*DATA EXTRACT:*
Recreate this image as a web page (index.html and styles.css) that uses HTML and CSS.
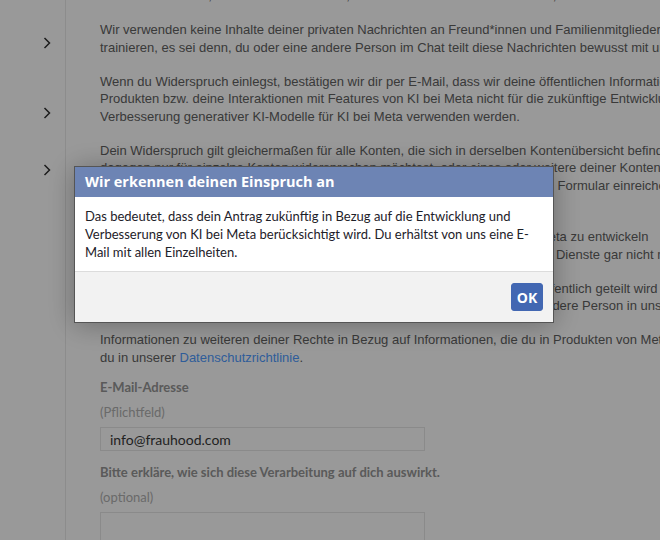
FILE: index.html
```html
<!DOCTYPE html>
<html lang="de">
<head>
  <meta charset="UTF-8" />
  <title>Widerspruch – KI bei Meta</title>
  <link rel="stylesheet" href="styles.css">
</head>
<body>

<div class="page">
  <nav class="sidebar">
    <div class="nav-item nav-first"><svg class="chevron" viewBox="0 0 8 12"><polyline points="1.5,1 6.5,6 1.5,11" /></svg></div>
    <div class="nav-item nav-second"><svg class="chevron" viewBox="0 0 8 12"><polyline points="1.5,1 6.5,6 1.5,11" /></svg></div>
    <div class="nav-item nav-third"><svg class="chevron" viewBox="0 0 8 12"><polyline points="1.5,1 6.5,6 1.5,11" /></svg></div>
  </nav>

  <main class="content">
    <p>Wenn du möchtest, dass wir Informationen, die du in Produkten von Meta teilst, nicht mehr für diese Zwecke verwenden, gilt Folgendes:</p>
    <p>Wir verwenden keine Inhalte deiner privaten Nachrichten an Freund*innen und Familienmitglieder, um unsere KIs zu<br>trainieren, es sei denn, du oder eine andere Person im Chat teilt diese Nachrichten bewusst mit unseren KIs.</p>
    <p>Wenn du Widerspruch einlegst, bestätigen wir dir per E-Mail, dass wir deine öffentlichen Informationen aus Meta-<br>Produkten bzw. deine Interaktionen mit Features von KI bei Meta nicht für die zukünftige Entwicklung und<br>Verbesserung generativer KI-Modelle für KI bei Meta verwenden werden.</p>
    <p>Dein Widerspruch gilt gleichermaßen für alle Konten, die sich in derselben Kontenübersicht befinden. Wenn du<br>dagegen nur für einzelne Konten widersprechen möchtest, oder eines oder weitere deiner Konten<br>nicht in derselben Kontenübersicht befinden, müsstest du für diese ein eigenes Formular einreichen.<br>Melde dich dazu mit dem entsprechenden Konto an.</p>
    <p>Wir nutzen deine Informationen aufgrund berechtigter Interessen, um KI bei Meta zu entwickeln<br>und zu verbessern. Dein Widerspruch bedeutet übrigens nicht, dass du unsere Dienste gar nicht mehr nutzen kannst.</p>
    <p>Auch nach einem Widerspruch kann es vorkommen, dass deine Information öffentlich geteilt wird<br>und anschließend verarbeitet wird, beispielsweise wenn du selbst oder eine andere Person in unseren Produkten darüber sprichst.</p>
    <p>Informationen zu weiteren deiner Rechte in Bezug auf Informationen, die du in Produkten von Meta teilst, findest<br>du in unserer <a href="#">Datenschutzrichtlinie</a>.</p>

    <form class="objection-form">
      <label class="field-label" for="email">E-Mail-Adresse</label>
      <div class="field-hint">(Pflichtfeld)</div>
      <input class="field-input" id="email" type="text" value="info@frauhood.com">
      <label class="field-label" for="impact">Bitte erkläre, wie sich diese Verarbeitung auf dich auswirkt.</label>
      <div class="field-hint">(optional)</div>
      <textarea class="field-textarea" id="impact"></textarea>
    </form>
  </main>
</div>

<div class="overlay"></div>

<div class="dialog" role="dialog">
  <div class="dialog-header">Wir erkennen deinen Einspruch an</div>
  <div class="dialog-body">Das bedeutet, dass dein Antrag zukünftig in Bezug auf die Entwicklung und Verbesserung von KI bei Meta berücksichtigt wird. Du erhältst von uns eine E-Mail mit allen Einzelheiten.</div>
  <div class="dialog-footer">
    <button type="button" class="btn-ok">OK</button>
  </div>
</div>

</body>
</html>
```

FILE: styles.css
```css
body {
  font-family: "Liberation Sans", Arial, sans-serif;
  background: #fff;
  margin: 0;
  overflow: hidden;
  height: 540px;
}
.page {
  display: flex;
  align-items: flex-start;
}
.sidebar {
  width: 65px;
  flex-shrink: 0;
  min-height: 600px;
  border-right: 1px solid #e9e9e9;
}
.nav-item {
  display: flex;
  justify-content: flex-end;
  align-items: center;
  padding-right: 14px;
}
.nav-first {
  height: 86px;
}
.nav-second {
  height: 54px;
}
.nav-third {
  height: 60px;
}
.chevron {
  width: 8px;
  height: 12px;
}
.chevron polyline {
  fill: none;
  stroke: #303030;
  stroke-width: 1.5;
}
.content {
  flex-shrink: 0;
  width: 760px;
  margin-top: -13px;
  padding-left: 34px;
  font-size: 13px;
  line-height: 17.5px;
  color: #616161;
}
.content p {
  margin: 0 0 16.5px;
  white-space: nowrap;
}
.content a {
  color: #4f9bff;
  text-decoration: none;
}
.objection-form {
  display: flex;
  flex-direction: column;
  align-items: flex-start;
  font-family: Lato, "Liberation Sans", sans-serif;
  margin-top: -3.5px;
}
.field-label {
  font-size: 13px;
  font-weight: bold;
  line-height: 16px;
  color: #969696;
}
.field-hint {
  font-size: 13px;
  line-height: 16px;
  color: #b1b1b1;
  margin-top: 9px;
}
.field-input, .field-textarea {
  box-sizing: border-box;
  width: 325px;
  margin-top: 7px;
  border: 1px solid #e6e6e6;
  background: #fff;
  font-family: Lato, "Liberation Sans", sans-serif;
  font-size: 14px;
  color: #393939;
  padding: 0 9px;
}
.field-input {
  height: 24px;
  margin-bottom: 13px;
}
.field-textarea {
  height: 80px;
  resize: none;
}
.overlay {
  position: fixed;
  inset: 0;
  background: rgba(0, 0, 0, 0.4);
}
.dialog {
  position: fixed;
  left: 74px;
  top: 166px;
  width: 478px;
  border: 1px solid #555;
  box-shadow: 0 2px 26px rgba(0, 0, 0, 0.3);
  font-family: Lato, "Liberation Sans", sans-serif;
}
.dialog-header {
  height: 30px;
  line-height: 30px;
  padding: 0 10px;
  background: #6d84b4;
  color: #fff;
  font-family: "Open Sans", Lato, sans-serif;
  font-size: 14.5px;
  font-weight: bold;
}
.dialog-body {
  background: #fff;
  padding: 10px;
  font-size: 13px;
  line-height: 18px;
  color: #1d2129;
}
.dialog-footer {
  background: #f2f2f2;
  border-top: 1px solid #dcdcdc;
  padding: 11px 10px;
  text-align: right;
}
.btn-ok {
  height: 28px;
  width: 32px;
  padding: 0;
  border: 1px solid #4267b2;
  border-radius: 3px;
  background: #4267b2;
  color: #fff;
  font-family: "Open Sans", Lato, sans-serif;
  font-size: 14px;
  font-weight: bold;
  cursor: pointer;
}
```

*TASK DESCRIPTION:*
From the material above, copy everything exactly but the pictures.

*OUTPUT BELOW:*
Recreate this image as a web page (index.html and styles.css) that uses HTML and CSS.
FILE: index.html
```html
<!DOCTYPE html>
<html lang="de">
<head>
  <meta charset="UTF-8" />
  <title>Widerspruch – KI bei Meta</title>
  <link rel="stylesheet" href="styles.css">
</head>
<body>

<div class="page">
  <nav class="sidebar">
    <div class="nav-item nav-first"><svg class="chevron" viewBox="0 0 8 12"><polyline points="1.5,1 6.5,6 1.5,11" /></svg></div>
    <div class="nav-item nav-second"><svg class="chevron" viewBox="0 0 8 12"><polyline points="1.5,1 6.5,6 1.5,11" /></svg></div>
    <div class="nav-item nav-third"><svg class="chevron" viewBox="0 0 8 12"><polyline points="1.5,1 6.5,6 1.5,11" /></svg></div>
  </nav>

  <main class="content">
    <p>Wenn du möchtest, dass wir Informationen, die du in Produkten von Meta teilst, nicht mehr für diese Zwecke verwenden, gilt Folgendes:</p>
    <p>Wir verwenden keine Inhalte deiner privaten Nachrichten an Freund*innen und Familienmitglieder, um unsere KIs zu<br>trainieren, es sei denn, du oder eine andere Person im Chat teilt diese Nachrichten bewusst mit unseren KIs.</p>
    <p>Wenn du Widerspruch einlegst, bestätigen wir dir per E-Mail, dass wir deine öffentlichen Informationen aus Meta-<br>Produkten bzw. deine Interaktionen mit Features von KI bei Meta nicht für die zukünftige Entwicklung und<br>Verbesserung generativer KI-Modelle für KI bei Meta verwenden werden.</p>
    <p>Dein Widerspruch gilt gleichermaßen für alle Konten, die sich in derselben Kontenübersicht befinden. Wenn du<br>dagegen nur für einzelne Konten widersprechen möchtest, oder eines oder weitere deiner Konten<br>nicht in derselben Kontenübersicht befinden, müsstest du für diese ein eigenes Formular einreichen.<br>Melde dich dazu mit dem entsprechenden Konto an.</p>
    <p>Wir nutzen deine Informationen aufgrund berechtigter Interessen, um KI bei Meta zu entwickeln<br>und zu verbessern. Dein Widerspruch bedeutet übrigens nicht, dass du unsere Dienste gar nicht mehr nutzen kannst.</p>
    <p>Auch nach einem Widerspruch kann es vorkommen, dass deine Information öffentlich geteilt wird<br>und anschließend verarbeitet wird, beispielsweise wenn du selbst oder eine andere Person in unseren Produkten darüber sprichst.</p>
    <p>Informationen zu weiteren deiner Rechte in Bezug auf Informationen, die du in Produkten von Meta teilst, findest<br>du in unserer <a href="#">Datenschutzrichtlinie</a>.</p>

    <form class="objection-form">
      <label class="field-label" for="email">E-Mail-Adresse</label>
      <div class="field-hint">(Pflichtfeld)</div>
      <input class="field-input" id="email" type="text" value="info@frauhood.com">
      <label class="field-label" for="impact">Bitte erkläre, wie sich diese Verarbeitung auf dich auswirkt.</label>
      <div class="field-hint">(optional)</div>
      <textarea class="field-textarea" id="impact"></textarea>
    </form>
  </main>
</div>

<div class="overlay"></div>

<div class="dialog" role="dialog">
  <div class="dialog-header">Wir erkennen deinen Einspruch an</div>
  <div class="dialog-body">Das bedeutet, dass dein Antrag zukünftig in Bezug auf die Entwicklung und Verbesserung von KI bei Meta berücksichtigt wird. Du erhältst von uns eine E-Mail mit allen Einzelheiten.</div>
  <div class="dialog-footer">
    <button type="button" class="btn-ok">OK</button>
  </div>
</div>

</body>
</html>
```

FILE: styles.css
```css
body {
  font-family: "Liberation Sans", Arial, sans-serif;
  background: #fff;
  margin: 0;
  overflow: hidden;
  height: 540px;
}
.page {
  display: flex;
  align-items: flex-start;
}
.sidebar {
  width: 65px;
  flex-shrink: 0;
  min-height: 600px;
  border-right: 1px solid #e9e9e9;
}
.nav-item {
  display: flex;
  justify-content: flex-end;
  align-items: center;
  padding-right: 14px;
}
.nav-first {
  height: 86px;
}
.nav-second {
  height: 54px;
}
.nav-third {
  height: 60px;
}
.chevron {
  width: 8px;
  height: 12px;
}
.chevron polyline {
  fill: none;
  stroke: #303030;
  stroke-width: 1.5;
}
.content {
  flex-shrink: 0;
  width: 760px;
  margin-top: -13px;
  padding-left: 34px;
  font-size: 13px;
  line-height: 17.5px;
  color: #616161;
}
.content p {
  margin: 0 0 16.5px;
  white-space: nowrap;
}
.content a {
  color: #4f9bff;
  text-decoration: none;
}
.objection-form {
  display: flex;
  flex-direction: column;
  align-items: flex-start;
  font-family: Lato, "Liberation Sans", sans-serif;
  margin-top: -3.5px;
}
.field-label {
  font-size: 13px;
  font-weight: bold;
  line-height: 16px;
  color: #969696;
}
.field-hint {
  font-size: 13px;
  line-height: 16px;
  color: #b1b1b1;
  margin-top: 9px;
}
.field-input, .field-textarea {
  box-sizing: border-box;
  width: 325px;
  margin-top: 7px;
  border: 1px solid #e6e6e6;
  background: #fff;
  font-family: Lato, "Liberation Sans", sans-serif;
  font-size: 14px;
  color: #393939;
  padding: 0 9px;
}
.field-input {
  height: 24px;
  margin-bottom: 13px;
}
.field-textarea {
  height: 80px;
  resize: none;
}
.overlay {
  position: fixed;
  inset: 0;
  background: rgba(0, 0, 0, 0.4);
}
.dialog {
  position: fixed;
  left: 74px;
  top: 166px;
  width: 478px;
  border: 1px solid #555;
  box-shadow: 0 2px 26px rgba(0, 0, 0, 0.3);
  font-family: Lato, "Liberation Sans", sans-serif;
}
.dialog-header {
  height: 30px;
  line-height: 30px;
  padding: 0 10px;
  background: #6d84b4;
  color: #fff;
  font-family: "Open Sans", Lato, sans-serif;
  font-size: 14.5px;
  font-weight: bold;
}
.dialog-body {
  background: #fff;
  padding: 10px;
  font-size: 13px;
  line-height: 18px;
  color: #1d2129;
}
.dialog-footer {
  background: #f2f2f2;
  border-top: 1px solid #dcdcdc;
  padding: 11px 10px;
  text-align: right;
}
.btn-ok {
  height: 28px;
  width: 32px;
  padding: 0;
  border: 1px solid #4267b2;
  border-radius: 3px;
  background: #4267b2;
  color: #fff;
  font-family: "Open Sans", Lato, sans-serif;
  font-size: 14px;
  font-weight: bold;
  cursor: pointer;
}
```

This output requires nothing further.